Marisol was a Venezuelan-American active in the New York art scene in the 1960s. Influenced by both her contemporaries and Pre-Colombian figures, Marisol was known for assembling figurative wooden sculptures using a variety of media.
Due to the unique media in Women Leaning, these figures were treated by The Center’s Objects, Furniture, and Paintings Departments. The figures exhibited areas of loss, and assorted condition issues such as gouges and shrinkage splits.
Each of the figures that received treatment at The Center was surface cleaned using the appropriate conservation methods and materials. Areas of loss in the faces were remodeled as best as possible by our conservators using pre-loss images of the piece for reference. Cracks in the faces were then consolidated, filled, and inpainted.

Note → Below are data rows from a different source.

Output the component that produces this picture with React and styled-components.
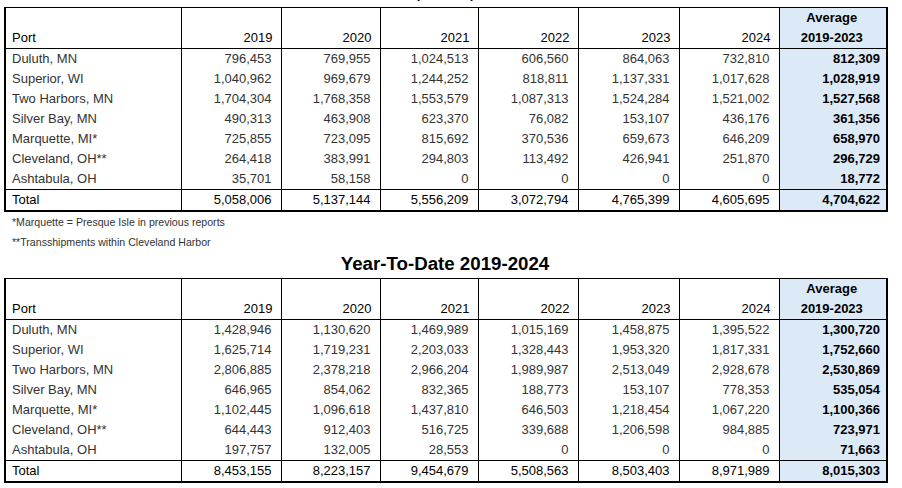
import React from 'react';
import styled, { createGlobalStyle } from 'styled-components';

const GlobalStyle = createGlobalStyle`
  html, body {
    margin: 0;
    padding: 0;
    background: #ffffff;
  }
  body {
    font-family: "Liberation Sans", Arial, sans-serif;
    overflow: hidden;
  }
`;

const Page = styled.div`
  width: 882px;
  padding-left: 4px;
  display: flex;
  flex-direction: column;
`;

// the unit line sits above the window's top edge, only its tail shows
const Caption = styled.div`
  margin-top: -14px;
  height: 16px;
  line-height: 16px;
  font-size: 13px;
  font-weight: bold;
  text-align: center;
  color: #000;
`;

const Heading = styled.h2`
  margin: 0 0 2px;
  height: 24px;
  line-height: 24px;
  font-size: 18.7px;
  font-weight: bold;
  text-align: center;
  color: #000;
`;

const Notes = styled.div`
  padding-left: 8px;
`;

const Note = styled.p`
  margin: 0;
  height: 20px;
  line-height: 20px;
  font-size: 10.6px;
  color: #333;
`;

const Table = styled.table`
  margin-top: ${p => p.$top || 0}px;
  width: 882px;
  table-layout: fixed;
  border-collapse: collapse;
  border-top: 1px solid #000;
  border-left: 2px solid #000;
  border-right: 2px solid #000;
  border-bottom: 2px solid #000;
  font-size: 13px;
`;

const HeadCell = styled.th`
  height: 40px;
  padding: 0 ${p => (p.$avg ? 6 : 8)}px 0 ${p => (p.$port ? 6 : 4)}px;
  vertical-align: bottom;
  line-height: 20px;
  font-weight: ${p => (p.$avg ? 'bold' : 'normal')};
  text-align: ${p => (p.$port ? 'left' : p.$avg ? 'center' : 'right')};
  color: #000;
  background: ${p => (p.$avg ? '#dceaf8' : 'transparent')};
  border-left: 1px solid #000;
  border-bottom: 1px solid #000;
`;

const Cell = styled.td`
  height: 20px;
  padding: 0 ${p => (p.$avg ? 6 : 9)}px 0 ${p => (p.$port ? 6 : 4)}px;
  line-height: 20px;
  white-space: nowrap;
  text-align: ${p => (p.$port ? 'left' : 'right')};
  font-weight: ${p => (p.$avg ? 'bold' : 'normal')};
  color: ${p => (p.$total || p.$avg ? '#000' : '#333')};
  background: ${p => (p.$avg ? '#dceaf8' : 'transparent')};
  border-left: 1px solid #000;
  border-top: ${p => (p.$total ? '1px solid #000' : 'none')};
`;

const widths = [176, 100, 99, 98, 100, 101, 100, 108];
const years = ['2019', '2020', '2021', '2022', '2023', '2024'];

const seasonRows = [
  ['Duluth, MN', '796,453', '769,955', '1,024,513', '606,560', '864,063', '732,810', '812,309'],
  ['Superior, WI', '1,040,962', '969,679', '1,244,252', '818,811', '1,137,331', '1,017,628', '1,028,919'],
  ['Two Harbors, MN', '1,704,304', '1,768,358', '1,553,579', '1,087,313', '1,524,284', '1,521,002', '1,527,568'],
  ['Silver Bay, MN', '490,313', '463,908', '623,370', '76,082', '153,107', '436,176', '361,356'],
  ['Marquette, MI*', '725,855', '723,095', '815,692', '370,536', '659,673', '646,209', '658,970'],
  ['Cleveland, OH**', '264,418', '383,991', '294,803', '113,492', '426,941', '251,870', '296,729'],
  ['Ashtabula, OH', '35,701', '58,158', '0', '0', '0', '0', '18,772'],
];
const seasonTotal = ['Total', '5,058,006', '5,137,144', '5,556,209', '3,072,794', '4,765,399', '4,605,695', '4,704,622'];

const ytdRows = [
  ['Duluth, MN', '1,428,946', '1,130,620', '1,469,989', '1,015,169', '1,458,875', '1,395,522', '1,300,720'],
  ['Superior, WI', '1,625,714', '1,719,231', '2,203,033', '1,328,443', '1,953,320', '1,817,331', '1,752,660'],
  ['Two Harbors, MN', '2,806,885', '2,378,218', '2,966,204', '1,989,987', '2,513,049', '2,928,678', '2,530,869'],
  ['Silver Bay, MN', '646,965', '854,062', '832,365', '188,773', '153,107', '778,353', '535,054'],
  ['Marquette, MI*', '1,102,445', '1,096,618', '1,437,810', '646,503', '1,218,454', '1,067,220', '1,100,366'],
  ['Cleveland, OH**', '644,443', '912,403', '516,725', '339,688', '1,206,598', '984,885', '723,971'],
  ['Ashtabula, OH', '197,757', '132,005', '28,553', '0', '0', '0', '71,663'],
];
const ytdTotal = ['Total', '8,453,155', '8,223,157', '9,454,679', '5,508,563', '8,503,403', '8,971,989', '8,015,303'];

const DataRow = ({ row, total }) => (
  <tr>
    {row.map((value, i) => (
      <Cell key={i} $port={i === 0} $avg={i === row.length - 1} $total={total}>
        {value}
      </Cell>
    ))}
  </tr>
);

const PortTable = ({ rows, total, top }) => (
  <Table $top={top}>
    <colgroup>
      {widths.map((w, i) => <col key={i} style={{ width: w }} />)}
    </colgroup>
    <thead>
      <tr>
        <HeadCell $port>Port</HeadCell>
        {years.map(y => <HeadCell key={y}>{y}</HeadCell>)}
        <HeadCell $avg>Average<br />2019-2023</HeadCell>
      </tr>
    </thead>
    <tbody>
      {rows.map(r => <DataRow key={r[0]} row={r} />)}
      <DataRow row={total} total />
    </tbody>
  </Table>
);

const App = () => (
  <Page>
    <GlobalStyle />
    <Caption>(net tons)</Caption>
    <PortTable rows={seasonRows} total={seasonTotal} top={5} />
    <Notes>
      <Note>*Marquette = Presque Isle in previous reports</Note>
      <Note>**Transshipments within Cleveland Harbor</Note>
    </Notes>
    <Heading>Year-To-Date 2019-2024</Heading>
    <PortTable rows={ytdRows} total={ytdTotal} />
  </Page>
);

export default App;
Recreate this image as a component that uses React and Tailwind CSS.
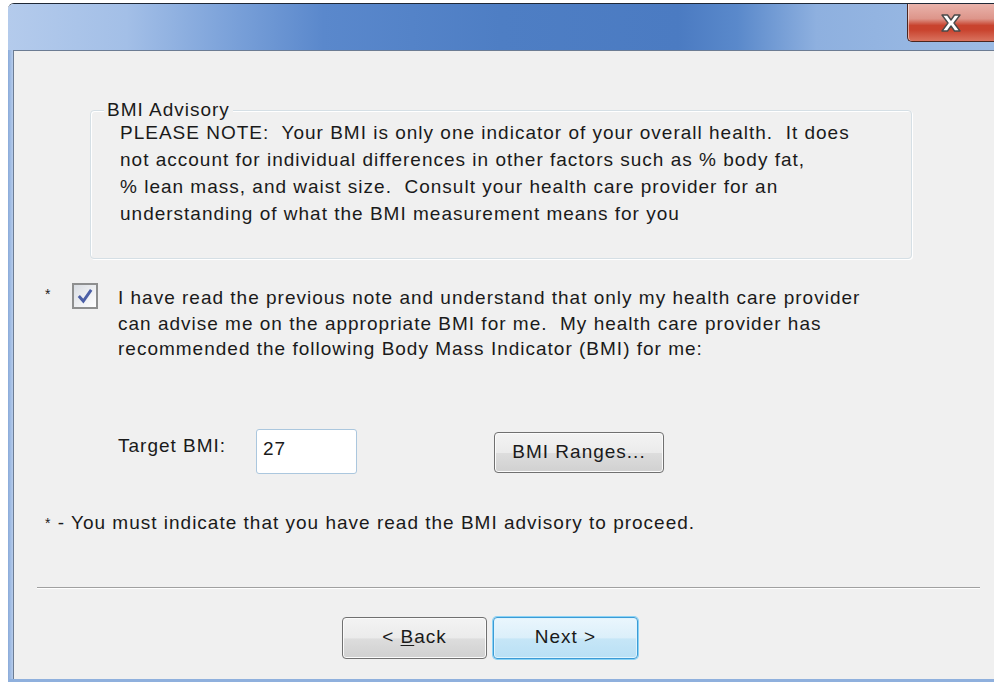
import React from "react";

// Win7-style close glyph: white X with a dark outline
const CloseGlyph = () => (
  <svg width="22" height="18" viewBox="0 0 22 18">
    <path
      d="M2 1 H7.5 L11 6 L14.5 1 H20 L14 9 L20 17 H14.5 L11 12 L7.5 17 H2 L8 9 Z"
      fill="#ffffff"
      stroke="#4a4a4a"
      strokeWidth="1.4"
      strokeLinejoin="round"
    />
  </svg>
);

const TitleBar = () => (
  <div className="h-[46px] flex justify-end bg-[linear-gradient(90deg,#b4cbec_0%,#a3bfe7_12%,#7da3da_22%,#5a88cc_32%,#4e7ec4_50%,#4b7bc2_68%,#5a89cb_74%,#8eb0df_82%,#9dbce5_100%)]">
    <div className="w-[87px] h-[38px] rounded-bl-[5px] border-l border-b border-[#4b2620] flex items-center justify-center bg-[linear-gradient(180deg,#e9b3ab_0%,#dd958a_40%,#c8432e_58%,#c9432e_70%,#d9735f_100%)] shadow-[inset_1px_0_0_rgba(255,255,255,0.5)]">
      <CloseGlyph />
    </div>
  </div>
);

const CheckBox = () => (
  <div className="w-[26px] h-[26px] border-2 border-[#8e8f8f] bg-[linear-gradient(135deg,#d9dde3_0%,#f4f5f7_70%,#ffffff_100%)] flex items-center justify-center">
    <svg width="18" height="18" viewBox="0 0 16 16">
      <path d="M2.5 8 L6.5 12.5 L13.5 2.5" fill="none" stroke="#4b5fa6" strokeWidth="2.6" />
    </svg>
  </div>
);

const WinButton = ({ children, primary }) => (
  <button
    className={`h-[42px] w-[145px] rounded-[4px] border flex items-center justify-center text-[19px] tracking-[1px] text-[#1a1a1a] ${
      primary
        ? "border-[#3c9bd6] shadow-[0_0_0_1px_#8ad3f5,inset_0_0_0_1px_#dff4fd] bg-[linear-gradient(180deg,#eaf6fd_0%,#dbeffa_50%,#c6e6f7_52%,#b9e0f5_100%)]"
        : "border-[#707070] shadow-[inset_0_0_0_1px_#fbfbfb] bg-[linear-gradient(180deg,#f3f3f3_0%,#ebebeb_50%,#dddddd_52%,#d0d0d0_100%)]"
    }`}
  >
    {children}
  </button>
);

export default function App() {
  return (
    <div className="w-[994px] h-[682px] bg-white overflow-hidden font-['Liberation_Sans',Arial,sans-serif] text-[19px] tracking-[1px] text-[#1a1a1a]">
      <div className="ml-[8px] mt-[3px] h-[679px] flex flex-col border-t border-[#1f2836] rounded-tl-[6px] overflow-hidden">
        <TitleBar />
        <div className="flex flex-1 min-h-0">
          <div className="w-[5px] bg-[linear-gradient(90deg,#8aabda,#b6ccec)]" />
          <div className="flex-1 bg-[#f0f0f0] border-l border-t border-[#6c7c93] flex flex-col">
            {/* advisory group box */}
            <div className="relative ml-[76px] mt-[59px] w-[822px] h-[149px] border border-[#d5dfe5] rounded-[4px] shadow-[inset_1px_1px_0_#ffffff,1px_1px_0_#ffffff] pt-[8px] pl-[29px]">
              <span className="absolute left-[13px] top-[-11px] px-[3px] bg-[#f0f0f0] leading-[20px]">
                BMI Advisory
              </span>
              <p className="leading-[27px] whitespace-nowrap">
                PLEASE NOTE:&nbsp; Your BMI is only one indicator of your overall health.&nbsp; It does
                <br />
                not account for individual differences in other factors such as % body fat,
                <br />
                % lean mass, and waist size.&nbsp; Consult your health care provider for an
                <br />
                understanding of what the BMI measurement means for you
              </p>
            </div>

            {/* acknowledgement */}
            <div className="flex items-start mt-[24px]">
              <span className="ml-[31px] w-[27px] text-[14px] leading-[14px] pt-[4px]">*</span>
              <CheckBox />
              <p className="ml-[20px] pt-[2px] leading-[25.5px] whitespace-nowrap">
                I have read the previous note and understand that only my health care provider
                <br />
                can advise me on the appropriate BMI for me.&nbsp; My health care provider has
                <br />
                recommended the following Body Mass Indicator (BMI) for me:
              </p>
            </div>

            {/* target value */}
            <div className="flex items-start mt-[67px]">
              <span className="ml-[104px] w-[138px] mt-[7px] leading-[20px] whitespace-nowrap">Target BMI:</span>
              <div className="w-[101px] h-[45px] bg-white border border-[#abc7de] rounded-[3px] pl-[6px] pt-[9px] leading-[20px]">
                27
              </div>
              <div className="ml-[137px] mt-[3px]">
                <button className="h-[41px] w-[170px] rounded-[4px] border border-[#707070] shadow-[inset_0_0_0_1px_#fbfbfb] bg-[linear-gradient(180deg,#f3f3f3_0%,#ebebeb_50%,#dddddd_52%,#d0d0d0_100%)] text-[19px] tracking-[1px] text-[#1a1a1a]">
                  BMI Ranges...
                </button>
              </div>
            </div>

            <p className="ml-[31px] mt-[39px] leading-[20px]">
              <span className="text-[14px] align-top">*</span> - You must indicate that you have read the BMI advisory to proceed.
            </p>

            <div className="ml-[23px] mt-[54px] w-[943px] h-[2px] border-t border-[#a0a0a0] border-b border-b-white" />

            <div className="flex mt-[28px] ml-[328px] gap-[6px]">
              <WinButton>
                &lt;&nbsp;<span className="underline underline-offset-2">B</span>ack
              </WinButton>
              <WinButton primary>Next &gt;</WinButton>
            </div>
          </div>
        </div>
        <div className="h-[3px] bg-[#8fb0dd]" />
      </div>
    </div>
  );
}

The gouges were consolidated using conservation adhesives and then filled and textured using an appropriate conservation grade fill material. The cracks in the figures were also consolidated using conservation adhesives. Inpainting was then carried out in areas of cracking and loss using reversible conservation paints. To complete treatment, the shrinkage splits were filled and the pieces received a protective coating of micro-crystalline wax.
When not visiting EXPO Chicago, Women Leaning is on display at the Chicago Public Library’s Harold Washington Library, 400 S. State Street. The piece is a gift of Edward H. Weiss.